• _EXERCISE TASK_
Look through the listing below and report how many lines contain "React", as a bare number.

• _DATA SEGMENT_

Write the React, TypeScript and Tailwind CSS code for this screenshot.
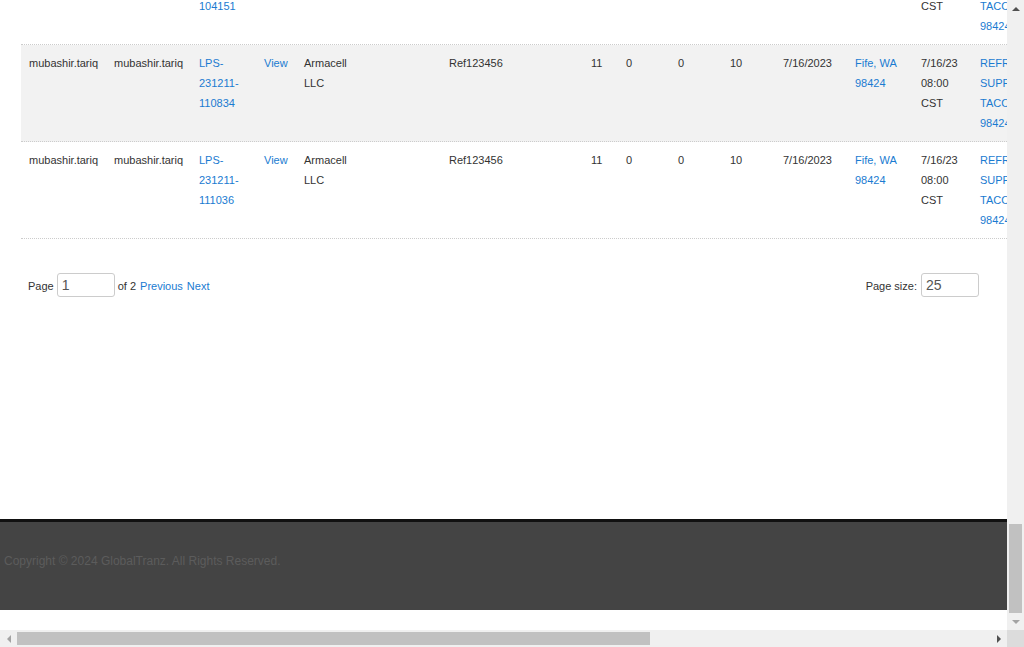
import React from 'react';

type Cell = { lines: string[]; link?: boolean };

const widths = [85, 85, 65, 40, 145, 142, 35, 52, 52, 53, 72, 66, 59, 90];

const makeRow = (id: string): Cell[] => [
  { lines: ['mubashir.tariq'] },
  { lines: ['mubashir.tariq'] },
  { lines: ['LPS-', '231211-', id], link: true },
  { lines: ['View'], link: true },
  { lines: ['Armacell', 'LLC'] },
  { lines: ['Ref123456'] },
  { lines: ['11'] },
  { lines: ['0'] },
  { lines: ['0'] },
  { lines: ['10'] },
  { lines: ['7/16/2023'] },
  { lines: ['Fife, WA', '98424'], link: true },
  { lines: ['7/16/23', '08:00', 'CST'] },
  { lines: ['REFRIGERATED', 'SUPPLY', 'TACOMA, WA', '98424'], link: true },
];

const Row = ({ cells, shaded }: { cells: Cell[]; shaded?: boolean }) => (
  <div
    className={`flex shrink-0 w-[1100px] border-b border-dotted border-[#cccccc] ${
      shaded ? 'bg-[#f2f2f2]' : 'bg-white'
    }`}
  >
    {cells.map((c, i) => (
      <div
        key={i}
        style={{ width: widths[i] }}
        className="shrink-0 px-2 pt-2 pb-2 min-h-[96px] overflow-hidden"
      >
        {c.lines.map((l, j) => (
          <div
            key={j}
            className={`h-5 leading-5 whitespace-nowrap ${c.link ? 'text-[#1a7bd1]' : 'text-[#333333]'}`}
          >
            {l}
          </div>
        ))}
      </div>
    ))}
  </div>
);

const Arrow = ({ dir, color }: { dir: 'up' | 'down' | 'left' | 'right'; color: string }) => {
  const pts = {
    up: '0,4 4,0 8,4',
    down: '0,0 8,0 4,4',
    left: '4,0 4,8 0,4',
    right: '0,0 4,4 0,8',
  }[dir];
  const horiz = dir === 'left' || dir === 'right';
  return (
    <svg width={horiz ? 4 : 8} height={horiz ? 8 : 4} viewBox={horiz ? '0 0 4 8' : '0 0 8 4'}>
      <polygon points={pts} fill={color} />
    </svg>
  );
};

export default function App() {
  return (
    <div className="w-[1024px] h-[647px] flex flex-col overflow-hidden bg-white font-['Liberation_Sans',Arial,sans-serif] text-[11px]">
      <div className="flex h-[630px]">
        <main className="w-[1007px] h-[630px] overflow-hidden flex flex-col">
          <div className="pl-[21px] flex flex-col">
            <div className="h-[45px] overflow-hidden flex flex-col justify-end">
              <Row cells={makeRow('104151')} />
            </div>
            <Row cells={makeRow('110834')} shaded />
            <Row cells={makeRow('111036')} />
          </div>

          <div className="h-[280px] shrink-0 pt-[34px] px-[28px] flex justify-between items-start text-[#333333]">
            <div className="flex items-center">
              <span className="pt-[2px]">Page</span>
              <div className="ml-[3px] w-[58px] h-6 border border-[#cccccc] rounded-[3px] pl-1 text-[14px] leading-[22px] text-[#555555]">
                1
              </div>
              <span className="ml-[3px] pt-[2px]">of 2</span>
              <a className="ml-1 pt-[2px] text-[#1a7bd1]">Previous</a>
              <a className="ml-1 pt-[2px] text-[#1a7bd1]">Next</a>
            </div>
            <div className="flex items-center">
              <span className="pt-[2px]">Page size:</span>
              <div className="ml-1 w-[58px] h-6 border border-[#cccccc] rounded-[3px] pl-1 text-[14px] leading-[22px] text-[#555555]">
                25
              </div>
            </div>
          </div>

          <footer className="shrink-0 border-t-[3px] border-[#111111] bg-[#444444] h-[91px] flex items-center pl-1 pb-[10px] text-[12px] text-[#5c5c5c]">
            Copyright © 2024 GlobalTranz. All Rights Reserved.
          </footer>
          <div className="h-5 shrink-0 bg-white" />
        </main>

        <div className="w-[17px] h-[630px] bg-[#f0f0f0] flex flex-col">
          <div className="h-[17px] flex items-center justify-center">
            <Arrow dir="up" color="#505050" />
          </div>
          <div className="flex-1" />
          <div className="h-[89px] mx-[2px] bg-[#c1c1c1]" />
          <div className="h-[17px] flex items-center justify-center">
            <Arrow dir="down" color="#a3a3a3" />
          </div>
        </div>
      </div>

      <div className="flex h-[17px]">
        <div className="w-[1007px] bg-[#f0f0f0] flex items-center">
          <div className="w-[17px] h-[17px] flex items-center justify-center">
            <Arrow dir="left" color="#a3a3a3" />
          </div>
          <div className="w-[633px] h-[13px] bg-[#c1c1c1]" />
          <div className="flex-1" />
          <div className="w-[17px] h-[17px] flex items-center justify-center">
            <Arrow dir="right" color="#505050" />
          </div>
        </div>
        <div className="w-[17px] bg-[#dcdcdc]" />
      </div>
    </div>
  );
}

• _COMPLETED EXERCISE_
2